If he no longer articulated these doubts he was still not as sure of himself as Ford imagined. He was, by the way, seldom sure of his own age, and Dr. Knapp [{31}] gives
four instances of his underestimating it by two and even five years. Whatever may be the explanation of this, after three years’ work at “Lavengro” he “will not be hurried for anyone.” He was probably finding that, with no notebooks or letters to help, the work was very different from the writing of “The Bible in Spain,” which was pieced together out of long letters to the Bible Society, and, moreover, was written within a few years of the events described. The events of his childhood and youth had retired into a perspective that was beyond his control: he would often be tempted to change their perspective, to bring forward some things, to set back others. In any case these things were no longer mere solid material facts. They were living a silent life of spirits within his brain. He took to calling the book his “life” or “autobiography,” not “Life: a Drama.” It was advertised as such; but he would not have it. At the last moment he refused to label it an autobiography, because he knew that it was inadequate, and that in any case other men would not understand or would misunderstand it. He must have felt certain that the fair figure of “Don Jorge,” created in “The Bible of Spain,” had been poisoned for most readers by many a passage in “Lavengro,” like that where he doubted the existence of self and sky and stars, or where he told of the breakdown in his health when he was sixteen and of the gloom that followed:
“But how much more quickly does strength desert the human frame than return to it! I had become convalescent, it is true, but my state of feebleness was truly pitiable. I believe it is in that state that the most remarkable feature of human physiology frequently exhibits itself. Oh, how dare I mention the dark feeling of mysterious dread which comes over the mind, and which the lamp of reason, though burning bright the while, is unable to dispel! Art thou, as leeches say, the concomitant of disease—the result of
shattered nerves? Nay, rather the principle of woe itself, the fountain head of all sorrow co-existent with man, whose influence he feels when yet unborn, and whose workings he testifies with his earliest cries, when, ‘drowned in tears,’ he first beholds the light; for, as the sparks fly upward, so is man born to trouble, and woe doth he bring with him into the world, even thyself, dark one, terrible one, causeless, unbegotten, without a father. Oh, how frequently dost thou break down the barriers which divide thee from the poor soul of man, and overcast its sunshine with thy gloomy shadow. In the brightest days of prosperity—in the midst of health and wealth—how sentient is the poor human creature of thy neighbourhood! how instinctively aware that the floodgates of horror may be cast open, and the dark stream engulf him for ever and ever!
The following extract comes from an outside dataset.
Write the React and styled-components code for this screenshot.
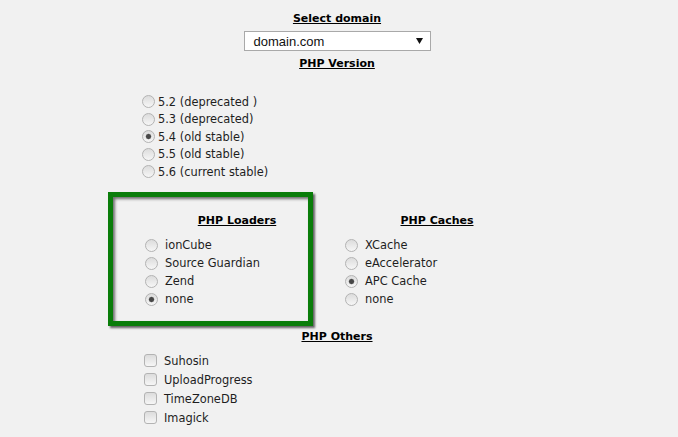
import React from 'react';
import styled, { createGlobalStyle } from 'styled-components';

const GlobalStyle = createGlobalStyle`
  body {
    margin: 0;
    background: #f1f1f1;
    font-family: "DejaVu Sans", Verdana, sans-serif;
    font-size: 11px;
    color: #1e1e1e;
  }
`

const Page = styled.div`
  width: 678px;
  padding-top: 12px;
`

const Title = styled.h2`
  margin: ${props => props.$mt || 0}px 0 0;
  padding-right: ${props => props.$pr ?? 4}px;
  font-size: 11px;
  line-height: 14px;
  font-weight: bold;
  text-align: center;
  text-decoration: underline;
  color: #000;
`

const SelectBox = styled.div`
  box-sizing: border-box;
  width: 187px;
  height: 20px;
  margin: 5px auto 0;
  position: relative;
  left: -2px;
  padding: 0 7px 0 9px;
  display: flex;
  align-items: center;
  justify-content: space-between;
  background: #fff;
  border: 1px solid #a9a9a9;
  font-family: "Liberation Sans", Arial, sans-serif;
  font-size: 13px;
  color: #111;
`

const OptionList = styled.div`
  display: flex;
  flex-direction: column;
  margin-top: ${props => props.$mt || 0}px;
  margin-left: ${props => props.$left || 0}px;
`

const Option = styled.label`
  display: flex;
  align-items: center;
  gap: ${props => props.$gap}px;
  height: ${props => props.$h}px;
  font-size: 11.4px;
  white-space: nowrap;
`

const Radio = styled.input.attrs({ type: 'radio' })`
  appearance: none;
  box-sizing: border-box;
  width: 13px;
  height: 13px;
  margin: 0;
  border-radius: 50%;
  border: 1px solid #b3b3b3;
  background: linear-gradient(#dcdcdc, #f6f6f6);
  &:checked {
    background:
      radial-gradient(circle, #474747 0 2px, #8a8a8a 2.6px, transparent 3.2px),
      linear-gradient(#dcdcdc, #f6f6f6);
  }
`

const Checkbox = styled.input.attrs({ type: 'checkbox' })`
  appearance: none;
  box-sizing: border-box;
  width: 13px;
  height: 13px;
  margin: 0;
  border-radius: 3px;
  border: 1px solid #b3b3b3;
  background: linear-gradient(#dcdcdc, #f6f6f6);
`

const Columns = styled.div`
  position: relative;
  display: flex;
  margin: 11.5px 0 0 137px;
  padding: 22px 0 18px;
`

const Column = styled.div`
  width: 200px;
`

const Highlight = styled.div`
  position: absolute;
  top: 0;
  left: -29px;
  width: 205px;
  height: 134px;
  box-sizing: border-box;
  border: 5px solid #0a7d0a;
  box-shadow: 2px 2px 2px rgba(0, 0, 0, 0.6), inset 2px 2px 3px rgba(0, 0, 0, 0.55);
  pointer-events: none;
`

const versions = [
  { label: '5.2 (deprecated )' },
  { label: '5.3 (deprecated)' },
  { label: '5.4 (old stable)', checked: true },
  { label: '5.5 (old stable)' },
  { label: '5.6 (current stable)' },
]

const loaders = [
  { label: 'ionCube' },
  { label: 'Source Guardian' },
  { label: 'Zend' },
  { label: 'none', checked: true },
]

const caches = [
  { label: 'XCache' },
  { label: 'eAccelerator' },
  { label: 'APC Cache', checked: true },
  { label: 'none' },
]

const others = ['Suhosin', 'UploadProgress', 'TimeZoneDB', 'Imagick']

const RadioGroup = ({ name, items, gap, h, left, mt }) => (
  <OptionList $left={left} $mt={mt}>
    {items.map(it => (
      <Option key={it.label} $gap={gap} $h={h}>
        <Radio name={name} defaultChecked={!!it.checked} />
        <span>{it.label}</span>
      </Option>
    ))}
  </OptionList>
)

export default function App() {
  return (
    <Page>
      <GlobalStyle />
      <Title>Select domain</Title>
      <SelectBox>
        <span>domain.com</span>
        <svg width="7" height="6" viewBox="0 0 7 6">
          <polygon points="0,0 7,0 3.5,6" fill="#111" />
        </svg>
      </SelectBox>

      <Title $mt={6}>PHP Version</Title>
      <RadioGroup name="version" items={versions} gap={3} h={17.5} left={142} mt={22} />

      <Columns>
        <Column>
          <Title $pr={0}>PHP Loaders</Title>
          <RadioGroup name="loader" items={loaders} gap={7} h={18} left={8} mt={8} />
        </Column>
        <Column>
          <Title $pr={0}>PHP Caches</Title>
          <RadioGroup name="cache" items={caches} gap={7} h={18} left={8} mt={8} />
        </Column>
        <Highlight />
      </Columns>

      <Title $mt={4}>PHP Others</Title>
      <OptionList $left={144} $mt={7}>
        {others.map(o => (
          <Option key={o} $gap={7} $h={19}>
            <Checkbox />
            <span>{o}</span>
          </Option>
        ))}
      </OptionList>
    </Page>
  );
}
Then is it not lawful for man to exclaim, ‘Better that I had never been born!’ Fool, for thyself thou wast not born, but to fulfil the inscrutable decrees of thy Creator; and how dost thou know that this dark principle is not, after all, thy best friend; that it is not that which tempers the whole mass of thy corruption? It may be, for what thou knowest, the mother of wisdom, and of the great works: it is the dread of the horror of the night that makes the pilgrim hasten on his way. When thou feelest it nigh, let thy safety word be ‘Onward’; if thou tarry, thou art overwhelmed. Courage! build great works—’tis urging thee—it is ever nearest the favourites of God—the fool knows little of it. Thou wouldst be joyous, wouldst thou? then be a fool. What great work was ever the result of joy, the puny one? Who have been the wise ones, the mighty ones, the conquering ones of this earth? the joyous? I believe not. The fool is happy, or comparatively so—certainly the least sorrowful, but he is still a fool; and whose notes are sweetest, those of the nightingale, or of the silly lark?